La doctrina contenida en este hecho de la vida del Divino Salvador no es diferente:
“A esto respondieron los judíos diciéndole: ¿No decimos bien nosotros, que tú eres un samaritano, y que estás endemoniado?
“Jesús les respondió: Yo no estoy poseído del demonio; sino que honro a mi Padre, y vosotros me habéis deshonrado a mí. “Pero yo no busco mi gloria: otro hay que la promueve, y él me vindicará.
“En verdad, en verdad os digo, que quien observare mi doctrina, no morirá para siempre.

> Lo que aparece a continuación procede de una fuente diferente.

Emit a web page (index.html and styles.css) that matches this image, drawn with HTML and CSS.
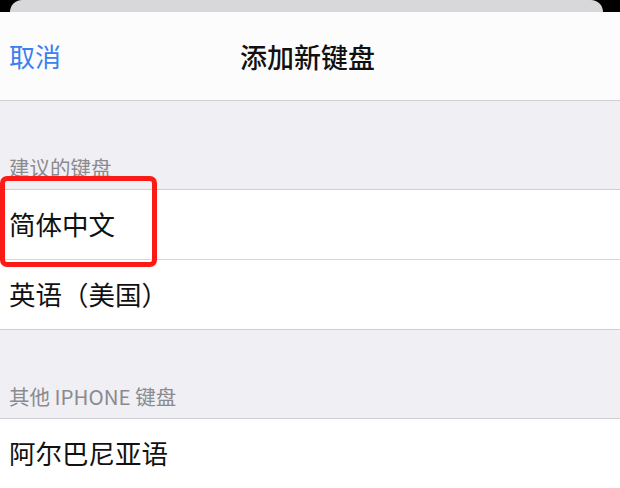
FILE: index.html
```html
<!DOCTYPE html>
<html lang="zh-CN">
<head>
    <meta charset="UTF-8">
    <meta name="viewport" content="width=device-width, initial-scale=1.0">
    <title>添加新键盘</title>
    <link rel="stylesheet" href="styles.css">
</head>
<body>
    <div class="back-card"></div>

    <div class="sheet">
        <div class="nav-bar">
            <a href="#" class="cancel-btn">取消</a>
            <h1 class="nav-title">添加新键盘</h1>
        </div>

        <div class="group-header">建议的键盘</div>
        <div class="group">
            <div class="row">
                <span class="row-label">简体中文</span>
                <div class="highlight"></div>
            </div>
            <div class="row">
                <span class="row-label">英语（美国）</span>
            </div>
        </div>

        <div class="group-header">其他 IPHONE 键盘</div>
        <div class="group">
            <div class="row">
                <span class="row-label">阿尔巴尼亚语</span>
            </div>
        </div>
    </div>
</body>
</html>
```

FILE: styles.css
```css
body {
    margin: 0;
    background: #000;
    font-family: "Noto Sans CJK SC", "Noto Sans", sans-serif;
    overflow: hidden;
}

.back-card {
    height: 12px;
    margin: 0 17px 0 10px;
    background: #d8d8da;
    border-radius: 20px 20px 0 0;
}

.sheet {
    background: #efeff4;
    min-height: 476px;
}

.nav-bar {
    position: relative;
    height: 88px;
    background: #fcfcfc;
    border-bottom: 1px solid #cfcfd3;
    display: flex;
    align-items: center;
    justify-content: center;
}

.cancel-btn {
    position: absolute;
    left: 9px;
    top: 50%;
    transform: translateY(-50%);
    color: #3a80f0;
    font-size: 26px;
    text-decoration: none;
    line-height: 1;
}

.nav-title {
    margin: 0 0 0 -5px;
    font-size: 27px;
    font-weight: 500;
    color: #111;
    line-height: 1;
}

.group-header {
    height: 88px;
    display: flex;
    align-items: flex-end;
    padding: 0 9px 8px;
    box-sizing: border-box;
    font-size: 20.5px;
    line-height: 28px;
    color: #8a8a8f;
}

.group {
    background: #fff;
    border-top: 1px solid #cfcfd3;
    border-bottom: 1px solid #cfcfd3;
}

.group:last-child {
    border-bottom: none;
}

.row {
    position: relative;
    height: 69px;
    display: flex;
    align-items: center;
    padding-left: 9px;
    border-bottom: 1px solid #d6d6da;
}

.group .row:last-child {
    border-bottom: none;
}

.group:last-child .row:last-child {
    border-bottom: 1px solid #d6d6da;
    margin-left: 9px;
    padding-left: 0;
}

.row-label {
    font-size: 26.5px;
    color: #111;
    line-height: 1;
}

.highlight {
    position: absolute;
    left: 0;
    top: -14px;
    width: 147px;
    height: 81px;
    border: 5px solid #fb1b16;
    border-radius: 7px;
}
```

“Dijeron los judíos: Ahora acabamos de conocer que estás poseído de algún demonio. Abraham murió, y murieron también los Profetas, y tú dices: Quien observare mi doctrina, no morirá eternamente. ¿Acaso eres tú mayor que nuestro padre Abraham, el cual murió; y que los Profetas, que asimismo murieron? Tú, ¿por quién te tienes?
“Respondió Jesús: Si yo me glorifico a mí mismo, mi gloría, diréis, no vale nada; pero es mi Padre el que me glorifica, aquel que decís vosotros que es vuestro Dios: vosotros empero no le habéis conocido: yo sí que le conozco. Y si dijere que no le conozco, sería como vosotros un mentiroso. Pero le conozco bien, y observo sus palabras. Abraham vuestro padre ardió en deseos de ver este día mío: vióle, y se llenó de gozo.
“Los judíos le dijeron: Aún no tienes cincuenta años, ¿y viste a Abraham? Respondióles Jesús: En verdad, en verdad os digo, que antes que Abraham fuera criado, yo existo.
“Al oír esto, cogieron piedras para tirárselas; mas Jesús se escondió milagrosamente, y salió del Templo” (Jn VIII, 48-59).
Y no solo de endemoniado, sino también de blasfemo Nuestro Señor fue acusado:
“Al oír esto, los judíos, cogieron piedras para apedrearle.
“Díjoles Jesús: Muchas buenas obras he hecho delante de vosotros por la virtud de mi Padre, ¿por cuál de ellas me apedreáis?
“Respondiéronle los judíos: No te apedreamos por ninguna obra buena, sino por la blasfemia; y porque siendo tú, como eres, hombre, te haces Dios” (Jn X, 31-33).